VMO2’s point, though, is that bundled deals are still a key offer and most current customers of the other operators are on those bundled deals that require proactive customer action to avoid paying extra for a device that is already paid off and owned. “The vast majority of customers finishing a contract today with EE, Vodafone and Three will continue paying for a phone they own, and that’s a problem,” noted a VMO2 spokesperson.
But while VMO2 is quick to take the high ground on the matter of mobile contracts, it has some work to do elsewhere in terms of charges and costs. As mentioned, EE is calling out VMO2’s broadband pricing strategy, which is certainly not customer friendly, and its bills for its fixed bundles are challenging.
And, along with the other operators, it recently increased its prices, which will be piling the pressure on UK households during this cost-of-living crisis – monthly broadband bills have increased on average by £18.50 and mobile phone payments by £9.50 following April’s price rises, according to new research from Uswitch.com, the comparison and switching service.
And analyst Pescatore notes that VMO2’s posturing is “ironic, given all the price rises across fixed and mobile contracts by all telcos.”

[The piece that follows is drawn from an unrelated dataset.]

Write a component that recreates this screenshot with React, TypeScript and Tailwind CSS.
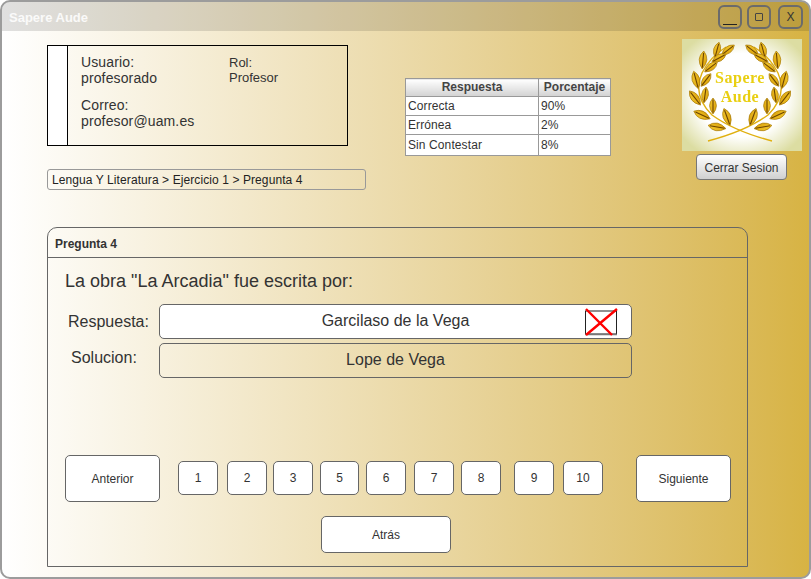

VMO2’s chief commercial officer Turpin was asked about these price rises during the briefing session and pleaded that such rises are necessary at a time when the network operators “are suffering huge inflationary pressures” too, particularly in terms of the energy costs of running a national network, which he said will rise to £300m this year for VMO2 from £129m in 2022. “We believe the price changes are customer centric in terms of the value it offers to customers,” he added.
But as the price rises were above the rate of inflation, that is not a convincing argument or position for a company that is calling out its rivals for overcharging their users. VMO2 might have something of a case in the mobile contract sector, but it has work to do to sort out its broader business if it really wants to be the true customers’ champion.